Not all banks are able to hire right now. Large FI’s have been reporting their own hiring freezes and staff reductions, although not all of those have been in technology areas. And some are very actively still growing their digital teams. Notably, we see Wells Fargo hiring for 1,500 tech positions including design and product, as of this writing.
For banks that are hiring, how has your recruitment approach evolved during the “tech talent war” of the past 2 years (prior to 2H2022)? If salary scales haven’t stayed up to date, it could be time for a rethink. Latest communications tools and approaches (think: agile, dev-ops, product design, and collaboration) will be attractors for candidates coming from big tech. Is your organizational culture a fit for technologists who might be used to very progressive, employee-experience-centered work environments?
Banks can benefit from fintech-industry-experienced hires, both within and beyond the digital team. Within technology, CIO, CTO, CISO, Project Managers, Data Analysts, and Network Engineers are positions that every bank should be staffing with experienced hires. While only a small number of banks might currently be dealing with vacancies in tech executive positions, smart leaders are constantly recruiting for team-scaling roles like data scientist and project manager. And, smaller banks may have just recently defined new leadership roles like Chief Digital Officer that can now be sourced from a larger and more experienced candidate pool.

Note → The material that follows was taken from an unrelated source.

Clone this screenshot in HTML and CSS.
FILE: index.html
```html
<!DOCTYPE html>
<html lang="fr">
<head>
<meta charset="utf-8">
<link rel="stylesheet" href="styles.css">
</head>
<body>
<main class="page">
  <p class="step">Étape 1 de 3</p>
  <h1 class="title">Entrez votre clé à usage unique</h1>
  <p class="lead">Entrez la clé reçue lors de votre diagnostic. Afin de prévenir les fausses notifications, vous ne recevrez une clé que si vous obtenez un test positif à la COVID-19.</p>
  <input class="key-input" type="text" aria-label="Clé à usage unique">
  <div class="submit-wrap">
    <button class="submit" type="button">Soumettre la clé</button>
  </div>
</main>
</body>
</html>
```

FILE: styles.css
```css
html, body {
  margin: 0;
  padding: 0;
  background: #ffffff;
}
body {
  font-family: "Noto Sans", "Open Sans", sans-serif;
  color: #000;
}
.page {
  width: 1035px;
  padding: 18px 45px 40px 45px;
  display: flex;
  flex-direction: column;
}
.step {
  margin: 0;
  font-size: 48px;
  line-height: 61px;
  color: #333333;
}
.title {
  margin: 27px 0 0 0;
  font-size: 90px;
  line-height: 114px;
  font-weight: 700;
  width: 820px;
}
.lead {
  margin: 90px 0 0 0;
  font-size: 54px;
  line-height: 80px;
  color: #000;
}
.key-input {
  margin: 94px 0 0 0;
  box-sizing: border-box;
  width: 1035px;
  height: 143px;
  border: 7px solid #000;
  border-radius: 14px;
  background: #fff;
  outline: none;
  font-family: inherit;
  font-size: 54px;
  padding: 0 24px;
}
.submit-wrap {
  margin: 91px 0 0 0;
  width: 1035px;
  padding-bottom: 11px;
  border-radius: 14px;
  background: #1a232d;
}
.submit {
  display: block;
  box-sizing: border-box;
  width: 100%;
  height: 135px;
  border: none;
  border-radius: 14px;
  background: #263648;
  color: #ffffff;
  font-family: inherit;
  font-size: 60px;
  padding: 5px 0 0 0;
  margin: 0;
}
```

Digital leaders can use this moment to add value to their organizations.
After thinking more broadly about the new tech talent landscape, digital leaders in firms that are actively hiring should keep these five ideas in mind:
- Think honestly about your culture. If you’ve established a great remote work model, leverage that. Consider your brand recognition to candidates in other geographies if you are recruiting remotely. Make sure your recruiting process has been updated to newer techniques that can move fast with the right candidate.

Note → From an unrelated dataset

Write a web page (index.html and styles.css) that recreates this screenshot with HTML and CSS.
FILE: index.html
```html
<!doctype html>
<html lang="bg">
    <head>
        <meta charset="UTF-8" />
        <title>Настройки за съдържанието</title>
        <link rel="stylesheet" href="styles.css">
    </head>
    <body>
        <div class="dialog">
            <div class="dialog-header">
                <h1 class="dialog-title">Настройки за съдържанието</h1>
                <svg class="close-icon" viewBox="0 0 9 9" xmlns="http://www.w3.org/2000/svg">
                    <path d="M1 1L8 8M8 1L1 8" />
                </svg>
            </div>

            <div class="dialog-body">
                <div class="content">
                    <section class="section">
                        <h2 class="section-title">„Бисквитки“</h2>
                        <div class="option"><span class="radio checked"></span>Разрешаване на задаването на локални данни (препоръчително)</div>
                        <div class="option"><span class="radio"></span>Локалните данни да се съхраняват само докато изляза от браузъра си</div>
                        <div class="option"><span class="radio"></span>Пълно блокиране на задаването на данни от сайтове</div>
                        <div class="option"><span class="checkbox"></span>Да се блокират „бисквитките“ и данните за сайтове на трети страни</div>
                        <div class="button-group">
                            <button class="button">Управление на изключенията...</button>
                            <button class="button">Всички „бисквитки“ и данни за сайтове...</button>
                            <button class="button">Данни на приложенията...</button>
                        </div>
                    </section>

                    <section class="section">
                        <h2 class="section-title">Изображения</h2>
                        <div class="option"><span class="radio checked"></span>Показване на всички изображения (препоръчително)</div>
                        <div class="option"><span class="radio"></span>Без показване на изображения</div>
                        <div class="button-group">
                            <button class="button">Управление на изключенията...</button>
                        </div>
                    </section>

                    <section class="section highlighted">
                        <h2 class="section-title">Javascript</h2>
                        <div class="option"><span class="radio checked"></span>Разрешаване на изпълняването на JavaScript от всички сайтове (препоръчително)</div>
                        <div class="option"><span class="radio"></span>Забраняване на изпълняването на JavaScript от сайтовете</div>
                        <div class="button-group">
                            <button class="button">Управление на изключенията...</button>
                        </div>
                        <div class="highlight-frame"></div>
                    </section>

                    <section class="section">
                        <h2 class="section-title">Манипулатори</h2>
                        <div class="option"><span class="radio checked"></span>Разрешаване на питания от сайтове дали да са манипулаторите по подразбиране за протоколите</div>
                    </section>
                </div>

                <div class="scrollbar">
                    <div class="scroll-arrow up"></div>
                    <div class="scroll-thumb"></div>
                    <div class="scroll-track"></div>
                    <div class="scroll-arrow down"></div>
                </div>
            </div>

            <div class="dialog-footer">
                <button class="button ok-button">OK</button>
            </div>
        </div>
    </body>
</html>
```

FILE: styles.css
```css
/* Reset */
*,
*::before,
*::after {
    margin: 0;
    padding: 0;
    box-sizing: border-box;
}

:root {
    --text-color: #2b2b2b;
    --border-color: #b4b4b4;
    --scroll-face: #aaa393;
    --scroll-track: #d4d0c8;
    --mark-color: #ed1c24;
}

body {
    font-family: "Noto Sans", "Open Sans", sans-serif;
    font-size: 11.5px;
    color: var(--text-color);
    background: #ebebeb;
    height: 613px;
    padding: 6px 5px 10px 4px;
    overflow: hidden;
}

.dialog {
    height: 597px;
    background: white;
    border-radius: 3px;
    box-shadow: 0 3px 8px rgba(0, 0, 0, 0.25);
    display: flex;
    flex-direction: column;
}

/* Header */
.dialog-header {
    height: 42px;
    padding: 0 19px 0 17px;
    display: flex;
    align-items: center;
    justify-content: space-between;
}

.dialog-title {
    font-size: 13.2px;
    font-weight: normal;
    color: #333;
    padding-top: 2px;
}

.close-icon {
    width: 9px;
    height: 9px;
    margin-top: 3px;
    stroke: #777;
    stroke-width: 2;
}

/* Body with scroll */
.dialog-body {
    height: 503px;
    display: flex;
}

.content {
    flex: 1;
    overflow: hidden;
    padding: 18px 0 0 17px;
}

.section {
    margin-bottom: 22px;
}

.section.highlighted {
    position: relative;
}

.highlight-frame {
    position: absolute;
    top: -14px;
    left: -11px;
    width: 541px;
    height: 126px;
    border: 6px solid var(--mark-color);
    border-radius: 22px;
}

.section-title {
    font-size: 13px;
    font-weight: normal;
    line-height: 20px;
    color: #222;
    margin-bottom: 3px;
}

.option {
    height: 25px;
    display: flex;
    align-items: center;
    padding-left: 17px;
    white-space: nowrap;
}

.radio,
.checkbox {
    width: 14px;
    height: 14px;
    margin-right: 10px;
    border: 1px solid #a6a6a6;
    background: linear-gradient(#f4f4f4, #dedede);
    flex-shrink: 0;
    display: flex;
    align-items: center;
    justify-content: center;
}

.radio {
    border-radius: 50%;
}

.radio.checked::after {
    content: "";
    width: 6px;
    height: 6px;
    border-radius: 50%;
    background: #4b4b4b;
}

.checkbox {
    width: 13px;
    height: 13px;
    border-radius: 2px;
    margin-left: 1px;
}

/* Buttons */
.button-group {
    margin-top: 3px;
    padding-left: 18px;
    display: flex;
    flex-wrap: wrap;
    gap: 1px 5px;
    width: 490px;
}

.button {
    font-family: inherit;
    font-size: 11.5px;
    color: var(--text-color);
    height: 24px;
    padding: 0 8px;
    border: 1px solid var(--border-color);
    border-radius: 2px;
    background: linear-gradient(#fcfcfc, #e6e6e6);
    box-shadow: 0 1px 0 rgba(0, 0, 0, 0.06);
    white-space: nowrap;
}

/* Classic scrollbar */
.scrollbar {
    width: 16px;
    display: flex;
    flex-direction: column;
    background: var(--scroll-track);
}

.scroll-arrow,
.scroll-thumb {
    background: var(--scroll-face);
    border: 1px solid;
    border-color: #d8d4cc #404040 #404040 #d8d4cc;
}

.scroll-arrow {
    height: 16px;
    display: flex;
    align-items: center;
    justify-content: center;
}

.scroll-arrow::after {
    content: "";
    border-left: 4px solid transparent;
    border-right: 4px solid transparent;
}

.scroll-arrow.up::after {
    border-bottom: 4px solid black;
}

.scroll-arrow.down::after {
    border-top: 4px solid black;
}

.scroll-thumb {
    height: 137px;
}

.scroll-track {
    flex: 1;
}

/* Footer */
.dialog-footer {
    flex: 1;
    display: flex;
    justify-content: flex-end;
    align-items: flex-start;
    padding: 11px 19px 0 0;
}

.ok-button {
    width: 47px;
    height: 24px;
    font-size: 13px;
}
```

- Emphasize your strengths. You may be able to offer a better quality of life (e.g., amenities and cost of living) to recruits. Your size or structure may allow them to assume leadership positions previously unavailable. And you may give them a chance to be *the* expert in your institution, rather than one of the many in their prior firm.
- Contribute to your organization’s overall recruiting process. Add your perspective as a digital leader. Provide value across your organization and not just for your team or your channel.

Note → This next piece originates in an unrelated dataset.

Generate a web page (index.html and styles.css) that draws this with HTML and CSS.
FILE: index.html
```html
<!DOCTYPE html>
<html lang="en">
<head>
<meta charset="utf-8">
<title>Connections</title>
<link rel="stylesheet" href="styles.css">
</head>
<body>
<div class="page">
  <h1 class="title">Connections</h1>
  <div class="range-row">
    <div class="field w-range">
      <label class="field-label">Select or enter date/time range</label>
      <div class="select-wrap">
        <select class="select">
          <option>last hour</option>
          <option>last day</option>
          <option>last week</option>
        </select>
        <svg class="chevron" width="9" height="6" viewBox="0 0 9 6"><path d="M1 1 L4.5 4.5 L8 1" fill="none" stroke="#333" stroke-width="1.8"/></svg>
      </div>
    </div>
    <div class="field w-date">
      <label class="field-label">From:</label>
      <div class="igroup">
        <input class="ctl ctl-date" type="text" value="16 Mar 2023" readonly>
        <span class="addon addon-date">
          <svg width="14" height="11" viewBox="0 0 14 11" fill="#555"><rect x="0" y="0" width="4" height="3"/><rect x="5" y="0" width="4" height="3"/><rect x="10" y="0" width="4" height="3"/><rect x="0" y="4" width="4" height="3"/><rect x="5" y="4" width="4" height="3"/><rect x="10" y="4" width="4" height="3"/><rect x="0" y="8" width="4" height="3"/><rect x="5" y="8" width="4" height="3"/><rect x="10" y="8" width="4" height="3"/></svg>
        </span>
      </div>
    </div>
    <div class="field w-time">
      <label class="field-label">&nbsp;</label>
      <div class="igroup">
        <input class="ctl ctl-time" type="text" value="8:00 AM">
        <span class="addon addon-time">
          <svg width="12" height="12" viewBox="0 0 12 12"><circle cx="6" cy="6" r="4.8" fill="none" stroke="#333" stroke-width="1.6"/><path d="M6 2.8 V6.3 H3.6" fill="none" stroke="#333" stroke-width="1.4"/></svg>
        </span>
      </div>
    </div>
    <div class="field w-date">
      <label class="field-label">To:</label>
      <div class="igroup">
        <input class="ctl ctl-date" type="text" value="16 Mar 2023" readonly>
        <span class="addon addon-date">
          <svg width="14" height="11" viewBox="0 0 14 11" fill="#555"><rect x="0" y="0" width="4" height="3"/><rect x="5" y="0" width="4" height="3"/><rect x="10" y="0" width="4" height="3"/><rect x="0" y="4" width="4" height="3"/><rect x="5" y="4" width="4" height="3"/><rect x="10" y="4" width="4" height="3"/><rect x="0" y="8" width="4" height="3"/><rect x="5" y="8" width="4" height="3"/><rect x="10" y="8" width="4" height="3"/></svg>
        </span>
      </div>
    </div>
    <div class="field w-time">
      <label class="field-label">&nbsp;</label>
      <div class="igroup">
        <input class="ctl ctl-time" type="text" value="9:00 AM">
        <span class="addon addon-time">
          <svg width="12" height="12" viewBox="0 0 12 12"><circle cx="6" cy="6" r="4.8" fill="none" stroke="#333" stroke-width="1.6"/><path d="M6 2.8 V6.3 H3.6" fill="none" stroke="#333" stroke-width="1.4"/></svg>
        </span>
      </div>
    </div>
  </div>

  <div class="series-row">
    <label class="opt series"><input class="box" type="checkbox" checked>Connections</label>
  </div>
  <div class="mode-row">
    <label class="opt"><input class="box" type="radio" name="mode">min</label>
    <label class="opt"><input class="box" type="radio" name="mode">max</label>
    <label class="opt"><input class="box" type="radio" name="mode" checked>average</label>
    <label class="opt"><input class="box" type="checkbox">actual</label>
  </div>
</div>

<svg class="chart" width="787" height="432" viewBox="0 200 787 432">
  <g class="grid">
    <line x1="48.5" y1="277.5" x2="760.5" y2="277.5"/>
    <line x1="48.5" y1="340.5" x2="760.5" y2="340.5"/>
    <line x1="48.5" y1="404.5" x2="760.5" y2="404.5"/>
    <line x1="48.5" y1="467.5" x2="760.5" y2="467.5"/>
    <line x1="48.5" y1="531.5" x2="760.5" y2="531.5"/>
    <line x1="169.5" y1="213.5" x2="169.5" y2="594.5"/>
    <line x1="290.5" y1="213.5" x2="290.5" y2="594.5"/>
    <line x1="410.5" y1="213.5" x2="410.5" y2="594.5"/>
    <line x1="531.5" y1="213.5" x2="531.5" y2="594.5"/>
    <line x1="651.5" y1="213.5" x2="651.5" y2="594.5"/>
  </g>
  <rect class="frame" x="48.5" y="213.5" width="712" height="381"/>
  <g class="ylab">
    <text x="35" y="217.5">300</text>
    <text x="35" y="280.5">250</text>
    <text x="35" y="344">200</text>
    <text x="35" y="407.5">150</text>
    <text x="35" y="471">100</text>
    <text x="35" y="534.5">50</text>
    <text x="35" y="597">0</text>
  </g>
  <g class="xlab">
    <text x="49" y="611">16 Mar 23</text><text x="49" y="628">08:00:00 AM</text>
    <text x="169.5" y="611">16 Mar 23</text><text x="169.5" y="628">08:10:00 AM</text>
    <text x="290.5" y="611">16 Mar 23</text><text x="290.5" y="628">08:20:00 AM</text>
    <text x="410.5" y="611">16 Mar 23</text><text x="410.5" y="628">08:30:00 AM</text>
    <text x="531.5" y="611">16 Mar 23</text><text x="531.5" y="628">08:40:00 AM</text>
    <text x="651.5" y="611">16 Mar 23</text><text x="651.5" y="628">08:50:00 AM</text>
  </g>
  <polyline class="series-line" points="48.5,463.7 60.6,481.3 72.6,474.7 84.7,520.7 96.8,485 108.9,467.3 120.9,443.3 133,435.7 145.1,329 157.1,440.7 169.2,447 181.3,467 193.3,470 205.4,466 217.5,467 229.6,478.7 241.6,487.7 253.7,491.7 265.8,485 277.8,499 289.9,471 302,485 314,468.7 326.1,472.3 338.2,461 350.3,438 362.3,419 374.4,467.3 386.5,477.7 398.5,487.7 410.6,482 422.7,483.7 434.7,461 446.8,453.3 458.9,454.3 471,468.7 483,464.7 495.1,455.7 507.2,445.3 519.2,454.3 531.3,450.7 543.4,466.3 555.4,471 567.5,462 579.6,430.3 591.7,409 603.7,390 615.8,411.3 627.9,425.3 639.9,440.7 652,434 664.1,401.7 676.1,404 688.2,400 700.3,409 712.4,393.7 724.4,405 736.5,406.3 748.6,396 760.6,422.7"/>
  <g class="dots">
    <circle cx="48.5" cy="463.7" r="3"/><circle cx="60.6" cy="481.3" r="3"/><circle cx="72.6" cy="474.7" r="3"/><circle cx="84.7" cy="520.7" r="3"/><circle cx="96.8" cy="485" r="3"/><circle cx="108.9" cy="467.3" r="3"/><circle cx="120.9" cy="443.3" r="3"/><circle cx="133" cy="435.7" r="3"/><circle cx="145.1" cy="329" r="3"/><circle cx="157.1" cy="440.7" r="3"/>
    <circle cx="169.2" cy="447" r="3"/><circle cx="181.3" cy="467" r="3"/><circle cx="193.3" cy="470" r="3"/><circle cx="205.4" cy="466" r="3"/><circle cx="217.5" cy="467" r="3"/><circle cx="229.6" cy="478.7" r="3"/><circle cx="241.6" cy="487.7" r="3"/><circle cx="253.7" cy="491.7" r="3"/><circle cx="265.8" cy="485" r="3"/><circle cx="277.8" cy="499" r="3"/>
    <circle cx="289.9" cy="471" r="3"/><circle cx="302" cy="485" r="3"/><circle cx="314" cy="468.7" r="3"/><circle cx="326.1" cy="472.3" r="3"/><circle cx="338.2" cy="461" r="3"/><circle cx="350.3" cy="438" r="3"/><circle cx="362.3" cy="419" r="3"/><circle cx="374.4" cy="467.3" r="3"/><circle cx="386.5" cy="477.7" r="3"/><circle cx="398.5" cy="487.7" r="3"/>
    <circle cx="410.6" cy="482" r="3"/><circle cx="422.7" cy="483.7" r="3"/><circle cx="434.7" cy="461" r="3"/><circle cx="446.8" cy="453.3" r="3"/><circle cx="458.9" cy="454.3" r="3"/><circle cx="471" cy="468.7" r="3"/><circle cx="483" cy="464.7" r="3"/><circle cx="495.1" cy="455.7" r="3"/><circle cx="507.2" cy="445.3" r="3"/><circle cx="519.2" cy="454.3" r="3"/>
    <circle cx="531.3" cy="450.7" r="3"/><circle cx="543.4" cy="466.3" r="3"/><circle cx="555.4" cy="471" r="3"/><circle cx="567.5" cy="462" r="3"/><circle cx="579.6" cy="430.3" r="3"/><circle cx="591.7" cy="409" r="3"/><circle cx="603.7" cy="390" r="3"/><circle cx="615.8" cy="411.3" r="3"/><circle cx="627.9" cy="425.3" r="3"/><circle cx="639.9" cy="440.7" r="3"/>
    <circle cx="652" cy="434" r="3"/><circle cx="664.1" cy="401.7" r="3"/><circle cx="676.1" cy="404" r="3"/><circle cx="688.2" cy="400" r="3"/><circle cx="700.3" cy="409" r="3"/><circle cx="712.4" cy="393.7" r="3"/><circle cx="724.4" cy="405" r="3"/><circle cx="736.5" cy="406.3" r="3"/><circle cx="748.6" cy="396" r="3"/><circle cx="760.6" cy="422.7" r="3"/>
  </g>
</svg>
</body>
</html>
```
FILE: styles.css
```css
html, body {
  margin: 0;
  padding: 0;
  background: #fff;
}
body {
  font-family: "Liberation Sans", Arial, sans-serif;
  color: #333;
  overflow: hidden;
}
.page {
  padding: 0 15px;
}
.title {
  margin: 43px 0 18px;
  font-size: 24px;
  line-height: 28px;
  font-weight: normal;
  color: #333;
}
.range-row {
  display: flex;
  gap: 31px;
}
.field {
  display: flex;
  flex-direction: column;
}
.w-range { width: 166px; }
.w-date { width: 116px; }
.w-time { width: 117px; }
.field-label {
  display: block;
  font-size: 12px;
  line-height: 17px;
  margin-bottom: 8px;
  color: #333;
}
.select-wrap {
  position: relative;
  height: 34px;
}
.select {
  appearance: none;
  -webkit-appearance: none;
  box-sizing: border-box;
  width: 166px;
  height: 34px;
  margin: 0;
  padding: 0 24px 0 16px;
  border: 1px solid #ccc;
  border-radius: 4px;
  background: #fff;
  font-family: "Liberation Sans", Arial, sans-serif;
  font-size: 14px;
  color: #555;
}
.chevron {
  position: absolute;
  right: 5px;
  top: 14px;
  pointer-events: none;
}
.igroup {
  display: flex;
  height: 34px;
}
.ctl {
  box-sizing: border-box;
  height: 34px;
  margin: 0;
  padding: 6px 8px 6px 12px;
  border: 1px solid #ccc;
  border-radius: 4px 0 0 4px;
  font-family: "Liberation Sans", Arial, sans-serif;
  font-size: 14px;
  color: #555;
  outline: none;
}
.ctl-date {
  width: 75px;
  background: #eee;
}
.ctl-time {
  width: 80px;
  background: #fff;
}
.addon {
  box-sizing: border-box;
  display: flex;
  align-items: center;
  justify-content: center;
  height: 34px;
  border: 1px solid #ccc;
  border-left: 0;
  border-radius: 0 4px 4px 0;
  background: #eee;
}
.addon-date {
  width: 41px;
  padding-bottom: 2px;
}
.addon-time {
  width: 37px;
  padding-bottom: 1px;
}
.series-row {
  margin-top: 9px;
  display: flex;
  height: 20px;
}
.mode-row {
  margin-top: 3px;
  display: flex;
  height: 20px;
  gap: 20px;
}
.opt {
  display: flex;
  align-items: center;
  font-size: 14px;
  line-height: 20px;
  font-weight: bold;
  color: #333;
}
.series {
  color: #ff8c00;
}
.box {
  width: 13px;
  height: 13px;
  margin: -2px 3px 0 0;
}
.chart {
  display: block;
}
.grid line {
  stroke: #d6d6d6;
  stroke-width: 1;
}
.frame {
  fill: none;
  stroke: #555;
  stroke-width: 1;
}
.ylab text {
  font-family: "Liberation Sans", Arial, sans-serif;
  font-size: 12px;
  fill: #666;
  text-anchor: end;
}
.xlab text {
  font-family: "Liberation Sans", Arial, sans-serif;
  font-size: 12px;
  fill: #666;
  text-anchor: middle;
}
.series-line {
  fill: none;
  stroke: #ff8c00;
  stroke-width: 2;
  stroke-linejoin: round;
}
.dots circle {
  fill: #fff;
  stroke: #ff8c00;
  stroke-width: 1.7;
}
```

- Consider hiring good digital “athletes” in vacancies across your organization, not just specific roles or “position players” in digital.
- Be realistic about compensation. If you haven’t hired in a while or plan to be recruiting in remote geographies outside your home market, there could be adjustments needed to salary scales.
Even if your organization is not actively hiring now, considering the new tech talent landscape more broadly will help decision making throughout the bank when the team is ready to grow again. Digital leaders can help drive that thinking.